(What this task involves): Will you output all of the data below exactly, omitting the images?

******

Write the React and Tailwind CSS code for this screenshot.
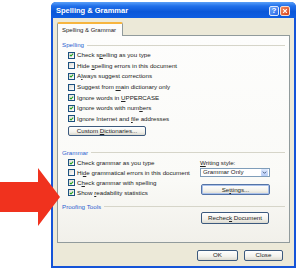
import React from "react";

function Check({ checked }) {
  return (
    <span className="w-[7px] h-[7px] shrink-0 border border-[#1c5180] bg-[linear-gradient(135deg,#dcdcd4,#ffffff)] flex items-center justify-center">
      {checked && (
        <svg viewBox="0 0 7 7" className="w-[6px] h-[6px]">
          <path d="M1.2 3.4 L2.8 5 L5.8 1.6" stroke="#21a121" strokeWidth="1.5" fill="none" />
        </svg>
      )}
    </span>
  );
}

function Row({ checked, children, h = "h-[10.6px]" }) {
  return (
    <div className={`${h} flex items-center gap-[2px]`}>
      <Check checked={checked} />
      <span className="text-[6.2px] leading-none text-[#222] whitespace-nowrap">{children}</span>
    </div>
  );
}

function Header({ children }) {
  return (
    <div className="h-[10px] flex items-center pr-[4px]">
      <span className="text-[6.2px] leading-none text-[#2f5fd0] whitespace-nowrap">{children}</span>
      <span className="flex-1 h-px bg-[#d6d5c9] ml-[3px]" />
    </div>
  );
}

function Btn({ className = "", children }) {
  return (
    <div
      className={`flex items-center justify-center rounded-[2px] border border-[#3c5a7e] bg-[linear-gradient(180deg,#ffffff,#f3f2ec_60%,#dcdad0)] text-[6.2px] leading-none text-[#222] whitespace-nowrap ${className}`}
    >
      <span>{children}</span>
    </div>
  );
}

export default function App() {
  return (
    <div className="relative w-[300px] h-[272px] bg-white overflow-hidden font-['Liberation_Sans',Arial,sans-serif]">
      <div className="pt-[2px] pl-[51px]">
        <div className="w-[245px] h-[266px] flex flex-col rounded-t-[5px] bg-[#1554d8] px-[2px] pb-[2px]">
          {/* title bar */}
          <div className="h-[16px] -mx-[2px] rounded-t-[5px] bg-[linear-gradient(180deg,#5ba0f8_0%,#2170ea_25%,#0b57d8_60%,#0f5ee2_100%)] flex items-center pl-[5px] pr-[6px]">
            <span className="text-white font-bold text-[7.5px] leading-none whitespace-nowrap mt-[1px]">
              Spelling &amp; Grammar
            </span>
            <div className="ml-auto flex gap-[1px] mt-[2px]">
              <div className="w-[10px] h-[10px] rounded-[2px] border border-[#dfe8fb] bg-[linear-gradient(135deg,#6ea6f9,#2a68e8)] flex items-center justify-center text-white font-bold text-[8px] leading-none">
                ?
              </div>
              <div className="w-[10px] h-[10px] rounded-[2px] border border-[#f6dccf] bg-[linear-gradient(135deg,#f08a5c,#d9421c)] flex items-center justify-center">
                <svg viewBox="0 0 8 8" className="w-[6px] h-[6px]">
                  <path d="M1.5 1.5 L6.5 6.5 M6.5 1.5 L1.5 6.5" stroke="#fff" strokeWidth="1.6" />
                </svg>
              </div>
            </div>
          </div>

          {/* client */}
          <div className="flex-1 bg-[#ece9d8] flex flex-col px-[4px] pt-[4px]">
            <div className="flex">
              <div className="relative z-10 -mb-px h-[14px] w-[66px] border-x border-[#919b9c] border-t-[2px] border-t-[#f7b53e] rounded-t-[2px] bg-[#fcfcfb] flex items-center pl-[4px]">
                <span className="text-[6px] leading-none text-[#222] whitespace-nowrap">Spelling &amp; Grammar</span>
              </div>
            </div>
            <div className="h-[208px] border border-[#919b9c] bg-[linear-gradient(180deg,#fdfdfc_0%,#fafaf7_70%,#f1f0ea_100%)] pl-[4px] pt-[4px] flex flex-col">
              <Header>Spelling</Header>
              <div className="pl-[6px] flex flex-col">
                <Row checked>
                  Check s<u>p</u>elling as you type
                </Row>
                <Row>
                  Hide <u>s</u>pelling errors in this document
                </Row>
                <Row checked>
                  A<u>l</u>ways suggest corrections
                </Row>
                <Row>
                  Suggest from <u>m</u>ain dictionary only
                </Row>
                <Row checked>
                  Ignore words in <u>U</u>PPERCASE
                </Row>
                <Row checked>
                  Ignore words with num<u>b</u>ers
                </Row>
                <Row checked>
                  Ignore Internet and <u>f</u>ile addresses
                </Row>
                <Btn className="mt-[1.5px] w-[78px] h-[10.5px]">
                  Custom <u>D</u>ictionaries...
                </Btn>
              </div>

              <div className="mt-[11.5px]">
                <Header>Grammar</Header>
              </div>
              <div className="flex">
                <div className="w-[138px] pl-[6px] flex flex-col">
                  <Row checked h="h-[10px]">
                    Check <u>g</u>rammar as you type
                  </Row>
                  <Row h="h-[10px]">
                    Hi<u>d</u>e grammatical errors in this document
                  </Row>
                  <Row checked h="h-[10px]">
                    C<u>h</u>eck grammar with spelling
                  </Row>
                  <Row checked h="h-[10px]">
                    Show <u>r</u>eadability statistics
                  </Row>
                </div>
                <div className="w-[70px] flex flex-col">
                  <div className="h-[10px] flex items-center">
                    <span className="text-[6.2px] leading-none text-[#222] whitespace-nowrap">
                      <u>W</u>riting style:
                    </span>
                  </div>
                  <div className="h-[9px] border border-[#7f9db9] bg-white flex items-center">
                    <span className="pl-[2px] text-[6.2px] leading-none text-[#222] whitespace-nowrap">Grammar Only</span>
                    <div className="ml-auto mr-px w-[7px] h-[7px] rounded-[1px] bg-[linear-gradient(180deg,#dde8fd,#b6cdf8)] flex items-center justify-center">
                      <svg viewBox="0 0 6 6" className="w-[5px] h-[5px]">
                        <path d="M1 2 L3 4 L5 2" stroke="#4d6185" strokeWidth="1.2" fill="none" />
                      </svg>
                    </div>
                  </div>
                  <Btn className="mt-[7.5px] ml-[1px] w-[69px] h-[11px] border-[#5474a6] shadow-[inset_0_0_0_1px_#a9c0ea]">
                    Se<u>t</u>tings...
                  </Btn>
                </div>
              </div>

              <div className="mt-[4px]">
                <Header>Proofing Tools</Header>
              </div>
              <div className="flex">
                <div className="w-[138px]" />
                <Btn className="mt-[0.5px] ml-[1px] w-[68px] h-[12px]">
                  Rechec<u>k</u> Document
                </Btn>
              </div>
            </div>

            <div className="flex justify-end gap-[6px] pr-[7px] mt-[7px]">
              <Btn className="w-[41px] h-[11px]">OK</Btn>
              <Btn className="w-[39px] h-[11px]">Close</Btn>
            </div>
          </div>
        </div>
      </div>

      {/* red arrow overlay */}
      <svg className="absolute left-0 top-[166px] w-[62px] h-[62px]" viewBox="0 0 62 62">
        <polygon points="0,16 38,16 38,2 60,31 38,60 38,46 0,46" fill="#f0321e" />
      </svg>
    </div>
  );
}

******

(Worked solution):
Write the React and Tailwind CSS code for this screenshot.
import React from "react";

function Check({ checked }) {
  return (
    <span className="w-[7px] h-[7px] shrink-0 border border-[#1c5180] bg-[linear-gradient(135deg,#dcdcd4,#ffffff)] flex items-center justify-center">
      {checked && (
        <svg viewBox="0 0 7 7" className="w-[6px] h-[6px]">
          <path d="M1.2 3.4 L2.8 5 L5.8 1.6" stroke="#21a121" strokeWidth="1.5" fill="none" />
        </svg>
      )}
    </span>
  );
}

function Row({ checked, children, h = "h-[10.6px]" }) {
  return (
    <div className={`${h} flex items-center gap-[2px]`}>
      <Check checked={checked} />
      <span className="text-[6.2px] leading-none text-[#222] whitespace-nowrap">{children}</span>
    </div>
  );
}

function Header({ children }) {
  return (
    <div className="h-[10px] flex items-center pr-[4px]">
      <span className="text-[6.2px] leading-none text-[#2f5fd0] whitespace-nowrap">{children}</span>
      <span className="flex-1 h-px bg-[#d6d5c9] ml-[3px]" />
    </div>
  );
}

function Btn({ className = "", children }) {
  return (
    <div
      className={`flex items-center justify-center rounded-[2px] border border-[#3c5a7e] bg-[linear-gradient(180deg,#ffffff,#f3f2ec_60%,#dcdad0)] text-[6.2px] leading-none text-[#222] whitespace-nowrap ${className}`}
    >
      <span>{children}</span>
    </div>
  );
}

export default function App() {
  return (
    <div className="relative w-[300px] h-[272px] bg-white overflow-hidden font-['Liberation_Sans',Arial,sans-serif]">
      <div className="pt-[2px] pl-[51px]">
        <div className="w-[245px] h-[266px] flex flex-col rounded-t-[5px] bg-[#1554d8] px-[2px] pb-[2px]">
          {/* title bar */}
          <div className="h-[16px] -mx-[2px] rounded-t-[5px] bg-[linear-gradient(180deg,#5ba0f8_0%,#2170ea_25%,#0b57d8_60%,#0f5ee2_100%)] flex items-center pl-[5px] pr-[6px]">
            <span className="text-white font-bold text-[7.5px] leading-none whitespace-nowrap mt-[1px]">
              Spelling &amp; Grammar
            </span>
            <div className="ml-auto flex gap-[1px] mt-[2px]">
              <div className="w-[10px] h-[10px] rounded-[2px] border border-[#dfe8fb] bg-[linear-gradient(135deg,#6ea6f9,#2a68e8)] flex items-center justify-center text-white font-bold text-[8px] leading-none">
                ?
              </div>
              <div className="w-[10px] h-[10px] rounded-[2px] border border-[#f6dccf] bg-[linear-gradient(135deg,#f08a5c,#d9421c)] flex items-center justify-center">
                <svg viewBox="0 0 8 8" className="w-[6px] h-[6px]">
                  <path d="M1.5 1.5 L6.5 6.5 M6.5 1.5 L1.5 6.5" stroke="#fff" strokeWidth="1.6" />
                </svg>
              </div>
            </div>
          </div>

          {/* client */}
          <div className="flex-1 bg-[#ece9d8] flex flex-col px-[4px] pt-[4px]">
            <div className="flex">
              <div className="relative z-10 -mb-px h-[14px] w-[66px] border-x border-[#919b9c] border-t-[2px] border-t-[#f7b53e] rounded-t-[2px] bg-[#fcfcfb] flex items-center pl-[4px]">
                <span className="text-[6px] leading-none text-[#222] whitespace-nowrap">Spelling &amp; Grammar</span>
              </div>
            </div>
            <div className="h-[208px] border border-[#919b9c] bg-[linear-gradient(180deg,#fdfdfc_0%,#fafaf7_70%,#f1f0ea_100%)] pl-[4px] pt-[4px] flex flex-col">
              <Header>Spelling</Header>
              <div className="pl-[6px] flex flex-col">
                <Row checked>
                  Check s<u>p</u>elling as you type
                </Row>
                <Row>
                  Hide <u>s</u>pelling errors in this document
                </Row>
                <Row checked>
                  A<u>l</u>ways suggest corrections
                </Row>
                <Row>
                  Suggest from <u>m</u>ain dictionary only
                </Row>
                <Row checked>
                  Ignore words in <u>U</u>PPERCASE
                </Row>
                <Row checked>
                  Ignore words with num<u>b</u>ers
                </Row>
                <Row checked>
                  Ignore Internet and <u>f</u>ile addresses
                </Row>
                <Btn className="mt-[1.5px] w-[78px] h-[10.5px]">
                  Custom <u>D</u>ictionaries...
                </Btn>
              </div>

              <div className="mt-[11.5px]">
                <Header>Grammar</Header>
              </div>
              <div className="flex">
                <div className="w-[138px] pl-[6px] flex flex-col">
                  <Row checked h="h-[10px]">
                    Check <u>g</u>rammar as you type
                  </Row>
                  <Row h="h-[10px]">
                    Hi<u>d</u>e grammatical errors in this document
                  </Row>
                  <Row checked h="h-[10px]">
                    C<u>h</u>eck grammar with spelling
                  </Row>
                  <Row checked h="h-[10px]">
                    Show <u>r</u>eadability statistics
                  </Row>
                </div>
                <div className="w-[70px] flex flex-col">
                  <div className="h-[10px] flex items-center">
                    <span className="text-[6.2px] leading-none text-[#222] whitespace-nowrap">
                      <u>W</u>riting style:
                    </span>
                  </div>
                  <div className="h-[9px] border border-[#7f9db9] bg-white flex items-center">
                    <span className="pl-[2px] text-[6.2px] leading-none text-[#222] whitespace-nowrap">Grammar Only</span>
                    <div className="ml-auto mr-px w-[7px] h-[7px] rounded-[1px] bg-[linear-gradient(180deg,#dde8fd,#b6cdf8)] flex items-center justify-center">
                      <svg viewBox="0 0 6 6" className="w-[5px] h-[5px]">
                        <path d="M1 2 L3 4 L5 2" stroke="#4d6185" strokeWidth="1.2" fill="none" />
                      </svg>
                    </div>
                  </div>
                  <Btn className="mt-[7.5px] ml-[1px] w-[69px] h-[11px] border-[#5474a6] shadow-[inset_0_0_0_1px_#a9c0ea]">
                    Se<u>t</u>tings...
                  </Btn>
                </div>
              </div>

              <div className="mt-[4px]">
                <Header>Proofing Tools</Header>
              </div>
              <div className="flex">
                <div className="w-[138px]" />
                <Btn className="mt-[0.5px] ml-[1px] w-[68px] h-[12px]">
                  Rechec<u>k</u> Document
                </Btn>
              </div>
            </div>

            <div className="flex justify-end gap-[6px] pr-[7px] mt-[7px]">
              <Btn className="w-[41px] h-[11px]">OK</Btn>
              <Btn className="w-[39px] h-[11px]">Close</Btn>
            </div>
          </div>
        </div>
      </div>

      {/* red arrow overlay */}
      <svg className="absolute left-0 top-[166px] w-[62px] h-[62px]" viewBox="0 0 62 62">
        <polygon points="0,16 38,16 38,2 60,31 38,60 38,46 0,46" fill="#f0321e" />
      </svg>
    </div>
  );
}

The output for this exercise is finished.